While The Hunger Games is able to tap into the idea of putting kids in danger, it’s done on a mythological/dystopian level. It’s fantasy, and it’s the kind of fantasy that doesn’t allow a reader to experience the true fear of possibly losing a child—or oneself—to forces outside of anyone’s control. Read Alexie’s National Book Award winner, though, and you’re confronted with a reality that happens every day on Native American reservations and other poor enclaves across the country.
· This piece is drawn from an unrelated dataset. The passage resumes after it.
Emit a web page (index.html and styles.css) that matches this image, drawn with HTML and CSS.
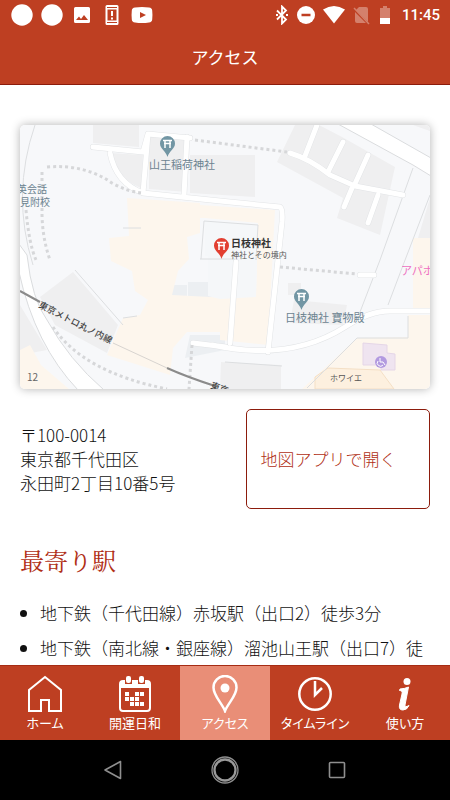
FILE: index.html
```html
<!DOCTYPE html>
<html lang="ja">

<head>
    <meta charset="UTF-8">
    <meta name="viewport" content="width=device-width, initial-scale=1.0">
    <title>アクセス</title>
    <link rel="stylesheet" href="styles.css">
</head>

<body>

    <header class="app-header">
        <div class="status-bar">
            <div class="status-left">
                <svg width="22" height="22" viewBox="0 0 22 22"><circle cx="11" cy="11" r="10.7" fill="#fff"/></svg>
                <svg width="22" height="22" viewBox="0 0 22 22"><circle cx="11" cy="11" r="10.7" fill="#fff"/></svg>
                <svg width="22" height="22" viewBox="0 0 22 22"><path fill="#fff" fill-rule="evenodd" d="M4.500 3h13a1.500 1.500 0 0 1 1.500 1.500v13a1.500 1.500 0 0 1-1.500 1.500h-13a1.500 1.500 0 0 1-1.500-1.500v-13a1.500 1.500 0 0 1 1.500-1.500zM5 16h12l-4-5-3 4-2-2.500z"/></svg>
                <svg width="22" height="22" viewBox="0 0 22 22"><path fill="#fff" fill-rule="evenodd" d="M6 1h10a1.500 1.500 0 0 1 1.500 1.500v17a1.500 1.500 0 0 1-1.500 1.500h-10a1.500 1.500 0 0 1-1.500-1.500v-17a1.500 1.500 0 0 1 1.500-1.500zM6 3v1h10v-1zM6 18v1h10v-1zM6.500 5.500v11h9v-11z"/><path d="M11 7v5M11 13.500v2" stroke="#fff" stroke-width="2"/></svg>
                <svg width="22" height="22" viewBox="0 0 22 22"><path fill="#fff" fill-rule="evenodd" d="M4 3.500q7-1 14 0 3 .3 3.200 3 .5 4.500 0 9-.2 2.700-3.200 3-7 1-14 0-3-.3-3.200-3-.5-4.500 0-9 .2-2.700 3.200-3zM9 8v6l6-3z"/></svg>
            </div>
            <div class="status-right">
                <svg width="14" height="20" viewBox="0 0 14 20"><path d="M2 5.500l9 9-4 4v-17l4 4-9 9" fill="none" stroke="#fff" stroke-width="1.800"/><path d="M1 10h2M11 10h2" stroke="#fff" stroke-width="1.800"/></svg>
                <svg width="20" height="20" viewBox="0 0 20 20"><circle cx="10" cy="10" r="9" fill="#fff"/><path d="M5.500 10h9" stroke="#be3f22" stroke-width="2.500"/></svg>
                <svg width="22" height="20" viewBox="0 0 22 20"><path d="M0 4.500Q11-2.500 22 4.500L11 18.500z" fill="#fff"/></svg>
                <svg width="18" height="20" viewBox="0 0 18 20"><path d="M7 2h7q2 0 2 2v13L4 5zM3 7l11 11H5q-2 0-2-2z" fill="#d4806c"/><path d="M2 3l15 16" stroke="#d4806c" stroke-width="1.500"/></svg>
                <svg width="16" height="20" viewBox="0 0 16 20"><path d="M3 3h3V1h4v2h3v10H3z" fill="#d4806c"/><path d="M3 13h10v6H3z" fill="#fff"/></svg>
                <span class="clock">11:45</span>
            </div>
        </div>
        <h1 class="page-title">アクセス</h1>
    </header>

    <main class="content">
        <svg class="map" viewBox="20 125 410 264" role="img" aria-label="日枝神社の地図">
            <rect x="20" y="125" width="410" height="264" fill="#f7f8fa"/>

            <!-- blocks -->
            <g fill="#efeff0">
                <path d="M93 125h46v22l-46-4zM110 153l33 2-2 33q-25-10-31-35zM149 136l38 4v52l-38-3zM190 155h65v42l-65-4z"/>
                <path d="M295 125h24l23 12 53 30-15 68-43-17 6-20-66-36z"/>
                <path d="M73 272l45 53-11 28-52-28-15-28zM20 305l12 20 15 25-27 5z"/>
                <path d="M294 300l53 5-4 20-53-2zM288 283h13v12h-13zM221 362l60 3v24h-61zM430 198l-12 40h12zM413 125h17v6z"/>
                <path d="M190 335h35v15l-40 8zM172 285h15v12h-15zM188 282h26v15h-26z" fill="#eceff2"/>
            </g>
            <g fill="#fdf6ed">
                <path d="M127 198l73 5v30l-13 4 2 22-11 12-6 24 58 3-2 34h-41l-14 16-3 27-63-20 16-37 17-3 8-15-13-9-3-20-21-10-2-23 20-2z"/>
                <path d="M200 205l75 5-7 135-48-5v-42l36-3 2-72-53-5h-5z"/>
                <path d="M20 350l10-5 11 20 28 24H20z"/>
                <path d="M357 338l51-1v-22h22v74H302zM413 238h17v70h-17z"/>
            </g>
            <path d="M205 221l53 4-2 72-36 2-12-3v-40h-3z" fill="#f5f7f9"/>
            <path d="M315 389v-12l13-9 52 2 14 19z" fill="#fdf0df" stroke="#f4dfc5"/>
            <path d="M363 343l24 2v8l8 1v16h-14v-5h-18z" fill="#efe4f0" stroke="#e5d6e7"/>

            <!-- main roads -->
            <g fill="#fff" stroke="#dadcde">
                <path d="M338 124l75 41 18 11v-18l-60-34z"/>
                <path d="M27 255q5 45 20 65 22 40 57 70H78q-43-45-59-118v-28z"/>
            </g>
            <path d="M413 168l-33 92-20 52M430 195l-28 73-14 37" class="map-line"/>
            <path d="M35 125q-24 70-2 140" class="map-line"/>

            <!-- narrow roads, outline first and white on top -->
            <g class="map-road-edge">
                <path id="lanes" d="M93 147l50 5 5-18 42 4M187 137l-3 58M110 153q6 30 33 40M148 134l-5 59 87 9 50 5q3 2 2 15l-14 130M236 262l-6 81M193 343l33 4M212 345q78 17 133-18 24-16 45-16h42M360 275h14M290 153q20 6 40 22l25 11 48 9M317 125l-12 31M343 142l-15 30M368 155l-14 31M352 188l-8 19M378 195l-10 28"/>
            </g>
            <use href="#lanes" class="map-road"/>

            <path d="M75 270l48 55M204 221l-3 38M204 221l54 4-2 35M200 259h35M225 362l57 4M357 338l-50 50M357 338h51v-22M123 318l14-2M123 228h18" class="map-line"/>

            <g class="map-steps">
                <path d="M47 167q38-3 65 16 16 9 31 10M42 172v40q0 25 8 48M26 210q3 34 10 50M53 327q30 45 114 62M192 345l-3 44M195 140l92 12M280 267l77 7"/>
            </g>

            <path d="M20 291l20 11M167 368q20 9 48 18" fill="none" stroke="#8b8b8b" stroke-width="2"/>
            <path d="M113 343l54 25" stroke="#d8d4d0" stroke-width="1"/>

            <!-- pins -->
            <g fill="#7296a4">
                <path id="pin" d="M167.500 157c-1.500-6-7.500-8-7.500-13.500a7.500 7.500 0 0 1 15 0c0 5.500-6 7.500-7.500 13.500z"/>
                <use href="#pin" x="134" y="153"/>
            </g>
            <path d="M221.500 259c-1.500-6-7.500-8-7.500-13.500a7.500 7.500 0 0 1 15 0c0 5.500-6 7.500-7.500 13.500z" fill="#e23f31"/>
            <g fill="none" stroke="#fff" stroke-width="1.500">
                <path id="torii" d="M163 140.500h9M164 143.500h7M165 140v8M170 140v8"/>
                <use href="#torii" x="134" y="153"/>
                <use href="#torii" x="54" y="102"/>
            </g>
            <circle cx="381" cy="362" r="6" fill="#b29ae0"/>
            <path d="M380 358v4h3l2 3M378 361a3 3 0 1 0 5 4" fill="none" stroke="#fff"/>

            <g class="map-place">
                <text x="149" y="169">山王稲荷神社</text>
                <text x="285" y="322">日枝神社 寶物殿</text>
            </g>
            <g class="map-school">
                <text x="17" y="193">英会話</text>
                <text x="20" y="206">見附校</text>
            </g>
            <text x="231" y="247" class="map-name">日枝神社</text>
            <text x="231" y="258" class="map-note">神社とその境内</text>
            <text x="330" y="381" class="map-note">ホワイエ</text>
            <text x="401" y="275" class="map-hotel">アパホ</text>
            <text x="27" y="381" class="map-number">12</text>
            <text x="38" y="307" transform="rotate(27 38 307)" class="map-rail">東京メトロ丸ノ内線</text>
            <text x="210" y="388" transform="rotate(20 210 388)" class="map-rail">東京</text>
        </svg>

        <div class="address-row">
            <address class="address">
                〒100-0014<br>
                東京都千代田区<br>
                永田町2丁目10番5号
            </address>
            <button type="button" class="map-button">地図アプリで開く</button>
        </div>

        <h2 class="section-title">最寄り駅</h2>
        <ul class="stations">
            <li>地下鉄（千代田線）赤坂駅（出口2）徒歩3分</li>
            <li>地下鉄（南北線・銀座線）溜池山王駅（出口7）徒歩3分</li>
        </ul>
    </main>

    <nav class="tab-bar">
        <a href="#home" class="tab">
            <svg width="36" height="38" viewBox="0 0 36 38"><path d="M2 36V15L18 2l16 13v21H22V25h-8v11z" fill="none" stroke="#fff" stroke-width="2"/></svg>
            ホーム
        </a>
        <a href="#calendar" class="tab">
            <svg width="36" height="38" viewBox="0 0 36 38">
                <rect x="3" y="6" width="30" height="30" rx="3" fill="none" stroke="#fff" stroke-width="2"/>
                <path d="M3 6h30v7H3z" fill="#fff"/>
                <path d="M8 1h7v8H8zM21 1h7v8h-7z" fill="#be3f22"/>
                <rect x="9" y="1" width="5" height="7" rx="2" fill="#fff"/>
                <rect x="22" y="1" width="5" height="7" rx="2" fill="#fff"/>
                <path d="M8 17h4v4H8zM18 17h4v4h-4zM23 17h4v4h-4zM8 22h4v4H8zM13 22h4v4h-4zM18 22h4v4h-4zM13 27h4v4h-4zM18 27h4v4h-4zM23 27h4v4h-4z" fill="#fff"/>
            </svg>
            開運日和
        </a>
        <a href="#access" class="tab tab-active" aria-current="page">
            <svg width="36" height="38" viewBox="0 0 36 38"><path d="M18 36C15 28 6.500 21 6.500 12.500a11.500 11.500 0 0 1 23 0C29.500 21 21 28 18 36z" fill="none" stroke="#fff" stroke-width="2.500"/><circle cx="18" cy="13" r="4.500" fill="#fff"/></svg>
            アクセス
        </a>
        <a href="#timeline" class="tab">
            <svg width="36" height="38" viewBox="0 0 36 38"><circle cx="18" cy="19" r="15.700" fill="none" stroke="#fff" stroke-width="2.500"/><path d="M18 6v14l7-7" fill="none" stroke="#fff" stroke-width="2.500"/></svg>
            タイムライン
        </a>
        <a href="#guide" class="tab">
            <svg width="36" height="38" viewBox="0 0 36 38"><circle cx="20" cy="6.500" r="3.500" fill="#fff"/><path d="M13 14q5-.3 8.500-2l-3.500 18q-.5 3 4 .5-2 4.500-6 4.500-4.500 0-3.500-5l2.500-11q.8-3.500-2.500-3.500z" fill="#fff" stroke="#fff"/></svg>
            使い方
        </a>
    </nav>

    <div class="system-nav">
        <button type="button" aria-label="戻る">
            <svg width="28" height="28" viewBox="0 0 28 28"><path d="M21.500 5.500v17L6 14z" fill="none" stroke="#8f8f8f" stroke-width="1.600" stroke-linejoin="round"/></svg>
        </button>
        <button type="button" aria-label="ホーム画面">
            <svg width="28" height="28" viewBox="0 0 28 28"><circle cx="14" cy="14" r="13" fill="none" stroke="#8f8f8f" stroke-width="1.300"/><circle cx="14" cy="14" r="10.500" fill="none" stroke="#999" stroke-width="2.300"/></svg>
        </button>
        <button type="button" aria-label="アプリ履歴">
            <svg width="28" height="28" viewBox="0 0 28 28"><rect x="6.500" y="6.500" width="15" height="15" rx="1" fill="none" stroke="#8f8f8f" stroke-width="1.600"/></svg>
        </button>
    </div>

</body>
</html>
```

FILE: styles.css
```css
* {
    box-sizing: border-box;
}

body {
    font-family: "Noto Sans CJK JP", sans-serif;
    font-size: 17px;
    font-weight: 300;
    line-height: 24px;
    color: #111;
    background-color: #fff;
    margin: 0;
    height: 100vh;
    display: flex;
    flex-direction: column;
}

svg {
    display: block;
    flex: none;
}

.app-header {
    flex: none;
    background-color: #be3f22;
    color: #fff;
    border-bottom: 1px solid #8c1c0c;
}

.status-bar {
    display: flex;
    justify-content: space-between;
    align-items: center;
    height: 30px;
    padding: 0 10px 0 11px;
}

.status-left,
.status-right {
    display: flex;
    align-items: center;
    gap: 8px;
}

.status-right {
    gap: 7px;
}

.clock {
    margin-left: 2px;
    font-family: Roboto, sans-serif;
    font-size: 15px;
    font-weight: 500;
}

.page-title {
    margin: 0;
    padding: 15px 0;
    font-size: 17px;
    font-weight: 400;
    text-align: center;
}

.content {
    flex: 1;
    min-height: 0;
    overflow: hidden;
    padding: 40px 20px 0;
}

.map {
    width: 100%;
    height: auto;
    border-radius: 5px;
    box-shadow: 0 0 10px rgba(0, 0, 0, 0.3);
}

.map-line {
    fill: none;
    stroke: #dcdee0;
}

.map-road-edge {
    fill: none;
    stroke: #e2e4e6;
    stroke-width: 6;
    stroke-linecap: round;
    stroke-linejoin: round;
}

/* the outline group sets its own stroke, so the copy on top is only the white core */
.map-road {
    fill: none;
    stroke: #fff;
    stroke-width: 5;
    stroke-linecap: round;
    stroke-linejoin: round;
}

.map-steps {
    fill: none;
    stroke: #d6d7d9;
    stroke-width: 3;
    stroke-dasharray: 3 3;
}

.map-place,
.map-school {
    font-size: 11px;
    font-weight: 400;
    fill: #6c8390;
}

.map-school {
    font-size: 10px;
}

.map-name {
    font-size: 10px;
    font-weight: 700;
    fill: #333;
}

.map-note {
    font-size: 8px;
    font-weight: 400;
    fill: #555;
}

.map-hotel {
    font-size: 11px;
    font-weight: 400;
    fill: #ee6fc0;
}

.map-number {
    font-size: 10px;
    font-weight: 400;
    fill: #666;
}

.map-rail {
    font-size: 9px;
    font-weight: 500;
    fill: #444;
}

.address-row {
    display: flex;
    justify-content: space-between;
    align-items: center;
    margin-top: 20px;
}

.address {
    font-style: normal;
}

.map-button {
    width: 45%;
    height: 100px;
    padding: 0 14px;
    font: inherit;
    color: #b02f16;
    text-align: left;
    background-color: #fff;
    border: 1px solid #8c1c0c;
    border-radius: 5px;
}

.section-title {
    margin: 35px 0 23px;
    font-family: "Noto Serif CJK JP", "Noto Sans CJK JP", serif;
    font-size: 24px;
    font-weight: 400;
    line-height: 32px;
    color: #b02f16;
}

.stations {
    margin: 0;
    padding-left: 20px;
    line-height: 28px;
}

.stations li {
    margin-bottom: 7px;
}

.tab-bar {
    flex: none;
    display: flex;
    height: 75px;
    background-color: #be3f22;
    border-top: 1px solid #a52c14;
}

.tab {
    flex: 1;
    display: flex;
    flex-direction: column;
    align-items: center;
    padding-top: 9px;
    font-size: 13px;
    font-weight: 400;
    font-feature-settings: "palt";
    line-height: 20px;
    color: #fff;
    text-decoration: none;
    white-space: nowrap;
}

.tab-active {
    background-color: #e98e77;
}

.system-nav {
    flex: none;
    display: flex;
    justify-content: center;
    align-items: center;
    gap: 84px;
    height: 60px;
    background-color: #000;
}

.system-nav button {
    padding: 0;
    background: none;
    border: none;
}
```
And you’re not even confronted with it full force—in his excellent talk at the National Book Festival this year, Alexie said that he’d deliberately used fiction as a way to make the book more optimistic as opposed to following the exact script of his life (in the form of a true autobiography) because the end result would have been too depressing. Too disturbing. Too sad.
Yet what he’s given us touches reality closely, and for that reason alone it should be read. Every kid should read this in order to understand the realities that others face all over the country, and that sometimes rebellion is as simple—and as scary—as going to a new school 22 miles away, where you won’t be using your mother’s old textbook in class.
Part-Time is the story of Arnold Spirit Jr., a high school freshmen who is smart, bullied and hoping to make something of himself even when hope is in short abundance. Transferring from the high school on the Spokane Indian Reservation in Wellpinit, Washington, to Reardan High, the book chronicles Arnold’s freshman year. In the process of moving to Reardan High, Arnold finds himself more bullied than ever on the rez, lost without his best friend, Rowdy. Rowdy, like most others on the rez, sees Arnold’s desire for a better education at Reardan as a betrayal, and makes him pay for it as much as possible.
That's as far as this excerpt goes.